Selama periode 2017-2020 PT BCM diketahui melakukan transaksi penjualan kayu dengan perusahaan lain. Sehingga perusahaan yang menerima aliran kayu tersebut patut dicurigai terlibat pencucian kayu yang diduga ilegal.

Berangkat dari hal tersebut, Koalisi Masyarakat Sipil meminta, pertama, agar KLHK mengembangkan kasus FW untuk melihat aktor lain yang terlibat. Kedua, penyidik mengembangkan kasus menggunakan pendekatan rezim hukum tindak pidana pencucian uang.

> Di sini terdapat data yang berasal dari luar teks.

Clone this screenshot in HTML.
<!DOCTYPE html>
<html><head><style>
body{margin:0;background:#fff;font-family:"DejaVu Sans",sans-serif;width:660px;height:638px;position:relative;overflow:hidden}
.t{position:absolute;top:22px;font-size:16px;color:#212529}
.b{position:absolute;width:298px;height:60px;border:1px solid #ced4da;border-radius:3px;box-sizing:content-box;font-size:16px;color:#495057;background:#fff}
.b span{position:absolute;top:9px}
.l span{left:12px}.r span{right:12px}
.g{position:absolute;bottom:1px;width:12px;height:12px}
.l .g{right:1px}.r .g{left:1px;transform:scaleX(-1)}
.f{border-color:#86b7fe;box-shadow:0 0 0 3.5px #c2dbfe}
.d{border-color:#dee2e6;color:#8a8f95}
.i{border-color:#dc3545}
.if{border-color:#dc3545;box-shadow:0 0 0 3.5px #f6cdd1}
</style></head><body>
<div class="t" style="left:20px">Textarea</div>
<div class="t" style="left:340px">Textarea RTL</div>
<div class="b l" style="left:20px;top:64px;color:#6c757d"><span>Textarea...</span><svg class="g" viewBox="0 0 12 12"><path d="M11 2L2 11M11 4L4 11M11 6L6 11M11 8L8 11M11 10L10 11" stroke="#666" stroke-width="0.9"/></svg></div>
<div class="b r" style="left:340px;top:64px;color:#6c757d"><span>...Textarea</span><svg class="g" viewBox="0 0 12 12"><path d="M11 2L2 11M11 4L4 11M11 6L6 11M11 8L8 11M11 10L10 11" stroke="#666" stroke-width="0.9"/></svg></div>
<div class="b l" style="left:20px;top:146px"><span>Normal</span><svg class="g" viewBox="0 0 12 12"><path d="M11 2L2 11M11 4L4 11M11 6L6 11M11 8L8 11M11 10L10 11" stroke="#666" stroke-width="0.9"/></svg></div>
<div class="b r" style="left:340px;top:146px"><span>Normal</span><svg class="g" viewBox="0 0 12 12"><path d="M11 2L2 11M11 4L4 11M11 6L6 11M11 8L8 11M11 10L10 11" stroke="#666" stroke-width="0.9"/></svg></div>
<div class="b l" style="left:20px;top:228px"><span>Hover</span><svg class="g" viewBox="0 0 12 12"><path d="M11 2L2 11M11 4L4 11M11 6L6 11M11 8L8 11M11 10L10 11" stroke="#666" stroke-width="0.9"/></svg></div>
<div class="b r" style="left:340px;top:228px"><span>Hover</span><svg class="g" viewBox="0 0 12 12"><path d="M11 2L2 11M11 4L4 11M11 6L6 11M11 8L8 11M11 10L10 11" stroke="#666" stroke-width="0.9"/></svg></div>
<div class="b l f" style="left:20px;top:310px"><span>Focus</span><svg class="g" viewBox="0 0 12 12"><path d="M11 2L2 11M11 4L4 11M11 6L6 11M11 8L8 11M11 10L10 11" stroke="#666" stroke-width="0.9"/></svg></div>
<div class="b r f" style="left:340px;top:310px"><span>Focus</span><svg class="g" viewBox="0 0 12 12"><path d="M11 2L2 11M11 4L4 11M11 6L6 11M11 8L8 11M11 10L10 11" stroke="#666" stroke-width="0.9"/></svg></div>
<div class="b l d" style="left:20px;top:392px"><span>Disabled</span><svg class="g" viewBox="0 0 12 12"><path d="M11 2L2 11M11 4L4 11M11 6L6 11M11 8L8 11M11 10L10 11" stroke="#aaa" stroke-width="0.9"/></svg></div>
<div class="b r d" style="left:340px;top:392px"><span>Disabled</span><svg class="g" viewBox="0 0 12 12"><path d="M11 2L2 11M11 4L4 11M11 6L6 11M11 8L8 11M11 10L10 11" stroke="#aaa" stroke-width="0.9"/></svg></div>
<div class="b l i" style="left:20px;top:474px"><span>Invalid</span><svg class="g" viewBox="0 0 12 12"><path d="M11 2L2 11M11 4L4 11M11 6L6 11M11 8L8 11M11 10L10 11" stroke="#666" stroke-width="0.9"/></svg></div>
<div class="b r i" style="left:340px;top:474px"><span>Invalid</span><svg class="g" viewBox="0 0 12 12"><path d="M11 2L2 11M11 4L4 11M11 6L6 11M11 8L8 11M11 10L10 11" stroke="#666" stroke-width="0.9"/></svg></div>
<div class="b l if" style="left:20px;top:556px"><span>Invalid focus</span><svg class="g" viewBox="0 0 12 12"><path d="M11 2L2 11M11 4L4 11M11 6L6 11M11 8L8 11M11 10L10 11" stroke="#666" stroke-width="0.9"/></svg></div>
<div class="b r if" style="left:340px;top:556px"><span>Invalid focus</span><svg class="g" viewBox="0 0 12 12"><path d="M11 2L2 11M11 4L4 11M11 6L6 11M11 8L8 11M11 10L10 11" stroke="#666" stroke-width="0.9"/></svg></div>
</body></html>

Ketiga, KLHK menelusuri transaksi kayu PT BCM selama periode 2017-2019. Keempat, KLHK menerapkan pidana korporasi terhadap kasus pembalakan liar yang dilakukan FW maupun terhadap kasus-kasus lainnya di Papua. Terakhir kelima, pihak penegak hukum terhadap kasus FW untuk mengabaikan status NPL sebagai alibi dari tindakan pembalakan liar yang telah dilakukan terdakwa.

Koalisi Masyarakat Sipil sendiri merupakan kumpulan dari sejumlah lembaga masyarakat sipil, yang di dalamnya termasuk Papua Forest Watch, Perkumpulan Bantuan Hukum dan Keadilan Papua, Pusaka Bentala Rakyat, Jaringan Pemantau Independen Kehutanan, Auriga Nusantara, Kaoem Telapak, Greenpeace Indonesia, WALHI Papua, PAHAM Papua, Foker LSM Papua, ELSAM, Walhi Eksekutif Nasional, dan Indonesia Corruption Watch.

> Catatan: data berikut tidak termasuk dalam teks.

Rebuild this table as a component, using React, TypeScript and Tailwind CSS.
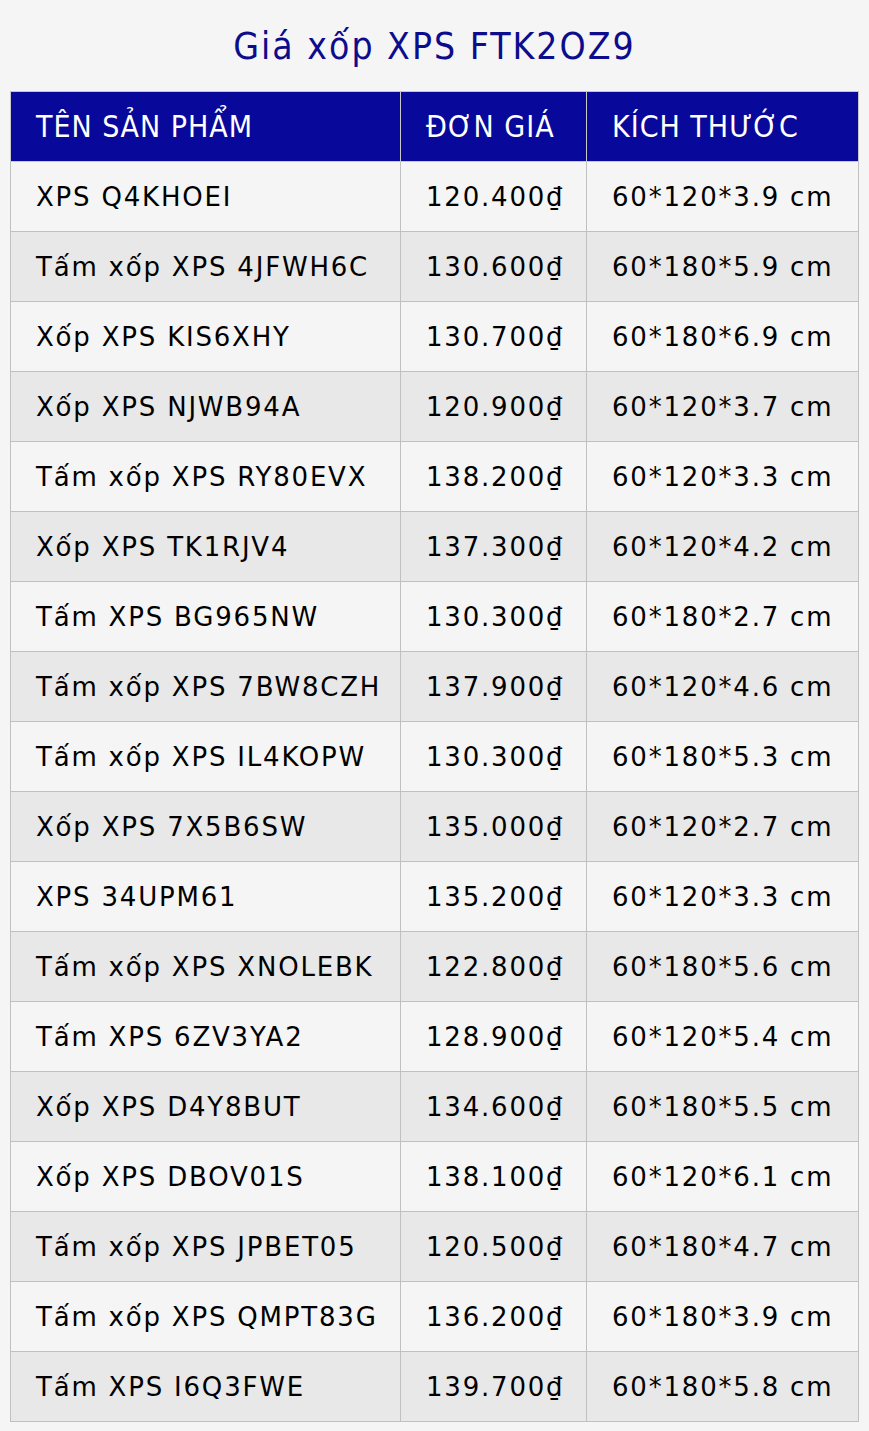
const rows: [string, string, string][] = [
    ['XPS Q4KHOEI', '120.400₫', '60*120*3.9 cm'],
    ['Tấm xốp XPS 4JFWH6C', '130.600₫', '60*180*5.9 cm'],
    ['Xốp XPS KIS6XHY', '130.700₫', '60*180*6.9 cm'],
    ['Xốp XPS NJWB94A', '120.900₫', '60*120*3.7 cm'],
    ['Tấm xốp XPS RY80EVX', '138.200₫', '60*120*3.3 cm'],
    ['Xốp XPS TK1RJV4', '137.300₫', '60*120*4.2 cm'],
    ['Tấm XPS BG965NW', '130.300₫', '60*180*2.7 cm'],
    ['Tấm xốp XPS 7BW8CZH', '137.900₫', '60*120*4.6 cm'],
    ['Tấm xốp XPS IL4KOPW', '130.300₫', '60*180*5.3 cm'],
    ['Xốp XPS 7X5B6SW', '135.000₫', '60*120*2.7 cm'],
    ['XPS 34UPM61', '135.200₫', '60*120*3.3 cm'],
    ['Tấm xốp XPS XNOLEBK', '122.800₫', '60*180*5.6 cm'],
    ['Tấm XPS 6ZV3YA2', '128.900₫', '60*120*5.4 cm'],
    ['Xốp XPS D4Y8BUT', '134.600₫', '60*180*5.5 cm'],
    ['Xốp XPS DBOV01S', '138.100₫', '60*120*6.1 cm'],
    ['Tấm xốp XPS JPBET05', '120.500₫', '60*180*4.7 cm'],
    ['Tấm xốp XPS QMPT83G', '136.200₫', '60*180*3.9 cm'],
    ['Tấm XPS I6Q3FWE', '139.700₫', '60*180*5.8 cm'],
];

export default function App() {
    return (
        <div className="min-h-[1431px] bg-[#f5f5f5] px-[10px] pb-[10px] font-['DejaVu_Sans',sans-serif]">
            {/* Title */}
            <h1 className="h-[91px] flex items-center justify-center pt-[3px] text-[37px] tracking-[2px] text-[#0c0c8c] font-['DejaVu_Sans_Condensed','DejaVu_Sans',sans-serif]">
                Giá xốp XPS FTK2OZ9
            </h1>

            {/* Price table */}
            <table className="w-[849px] border-collapse text-[26px] tracking-[1.8px] text-black">
                <thead>
                    <tr className="h-[70px] bg-[#08089a] text-white text-[30px] tracking-[1px] font-['DejaVu_Sans_Condensed','DejaVu_Sans',sans-serif]">
                        <th className="w-[390px] border border-[#c8c8c8] pl-[25px] text-left font-normal">TÊN SẢN PHẨM</th>
                        <th className="w-[186px] border border-[#c8c8c8] pl-[25px] text-left font-normal">ĐƠN GIÁ</th>
                        <th className="border border-[#c8c8c8] pl-[25px] text-left font-normal">KÍCH THƯỚC</th>
                    </tr>
                </thead>
                <tbody>
                    {rows.map((r, i) => (
                        <tr key={r[0]} className={`h-[70px] ${i % 2 === 0 ? 'bg-[#f5f5f5]' : 'bg-[#e8e8e8]'}`}>
                            <td className="border border-[#c0c0c0] pl-[25px] pt-[2px] whitespace-nowrap">{r[0]}</td>
                            <td className="border border-[#c0c0c0] pl-[25px] pt-[2px] whitespace-nowrap">{r[1]}</td>
                            <td className="border border-[#c0c0c0] pl-[25px] pt-[2px] whitespace-nowrap">{r[2]}</td>
                        </tr>
                    ))}
                </tbody>
            </table>
        </div>
    );
}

Seperti diberitakan sebelumnya, kasus dugaan pembalakan liar yang dilakukan FW ini bermula dari kegiatan operasi KLHK pada Februari 2020 lalu. Dalam operasi tersebut Tim Balai Pengamanan dan Penegakan Hukum (BPPH) Wilayah Maluku-Papua kala itu mendapati adanya aktivitas pemuatan kayu ke atas kapal KLM Sumber Harapan III.

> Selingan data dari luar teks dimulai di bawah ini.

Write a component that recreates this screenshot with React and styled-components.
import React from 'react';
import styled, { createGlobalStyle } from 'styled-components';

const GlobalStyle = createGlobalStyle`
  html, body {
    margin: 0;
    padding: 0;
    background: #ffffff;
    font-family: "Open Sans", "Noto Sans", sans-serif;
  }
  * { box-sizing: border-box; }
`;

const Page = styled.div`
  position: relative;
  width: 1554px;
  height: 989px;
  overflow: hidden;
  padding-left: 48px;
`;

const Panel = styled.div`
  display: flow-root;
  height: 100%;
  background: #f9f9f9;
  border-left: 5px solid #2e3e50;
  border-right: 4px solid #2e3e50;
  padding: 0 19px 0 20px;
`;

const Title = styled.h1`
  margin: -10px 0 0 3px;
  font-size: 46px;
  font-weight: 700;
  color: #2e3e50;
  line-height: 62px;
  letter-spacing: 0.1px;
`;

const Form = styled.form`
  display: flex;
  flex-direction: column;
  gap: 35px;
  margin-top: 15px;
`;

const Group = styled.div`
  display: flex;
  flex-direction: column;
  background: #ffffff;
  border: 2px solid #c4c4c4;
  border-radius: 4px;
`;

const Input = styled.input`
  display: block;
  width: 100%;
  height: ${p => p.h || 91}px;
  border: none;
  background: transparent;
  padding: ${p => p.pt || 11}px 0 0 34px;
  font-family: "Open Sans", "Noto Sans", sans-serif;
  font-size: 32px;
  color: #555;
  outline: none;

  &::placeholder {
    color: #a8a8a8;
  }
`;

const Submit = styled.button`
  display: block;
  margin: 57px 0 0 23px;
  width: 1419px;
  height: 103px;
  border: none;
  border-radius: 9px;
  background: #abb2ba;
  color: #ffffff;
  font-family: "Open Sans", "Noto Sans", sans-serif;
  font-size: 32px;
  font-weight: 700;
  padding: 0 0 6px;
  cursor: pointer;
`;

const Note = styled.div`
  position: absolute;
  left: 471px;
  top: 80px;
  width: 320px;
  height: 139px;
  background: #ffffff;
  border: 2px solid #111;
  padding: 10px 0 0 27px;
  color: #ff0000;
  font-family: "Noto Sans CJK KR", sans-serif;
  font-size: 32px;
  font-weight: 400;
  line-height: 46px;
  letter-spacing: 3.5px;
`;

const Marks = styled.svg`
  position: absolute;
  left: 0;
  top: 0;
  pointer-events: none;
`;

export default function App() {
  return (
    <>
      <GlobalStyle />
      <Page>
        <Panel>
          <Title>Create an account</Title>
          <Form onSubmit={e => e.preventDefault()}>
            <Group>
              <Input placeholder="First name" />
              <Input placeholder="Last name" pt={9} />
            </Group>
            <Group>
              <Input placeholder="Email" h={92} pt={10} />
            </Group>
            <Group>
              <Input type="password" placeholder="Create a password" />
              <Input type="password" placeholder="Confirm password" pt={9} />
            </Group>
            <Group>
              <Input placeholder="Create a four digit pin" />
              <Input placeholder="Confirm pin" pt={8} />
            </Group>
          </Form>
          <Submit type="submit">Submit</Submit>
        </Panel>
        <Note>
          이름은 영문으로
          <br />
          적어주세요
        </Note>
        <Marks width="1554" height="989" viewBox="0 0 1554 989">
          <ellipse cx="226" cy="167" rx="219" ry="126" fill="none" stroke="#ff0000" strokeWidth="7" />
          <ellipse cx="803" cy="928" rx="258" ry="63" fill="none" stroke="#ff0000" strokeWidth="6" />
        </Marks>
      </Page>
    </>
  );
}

Kayu yang dimuat adalah merbau, dengan jumlah lebih dari 100 meter kubik. Aktivitas pemuatan kayu merbau ini tidak dilengkapi dengan surat keterangan sahnya hasil hutan (SKSHH) dan kayu-kayu tersebut diduga berasal dari hutan yang masuk dalam kawasan konservasi.

FW ditetapkan sebagai tersangka pada Maret 2020, namun penahanan baru dilakukan pada Juli 2020. Penahanan FW sendiri dilakukan secara paksa di Jakarta, dikarenakan FW telah dua kali mangkir dari panggilan penyidik.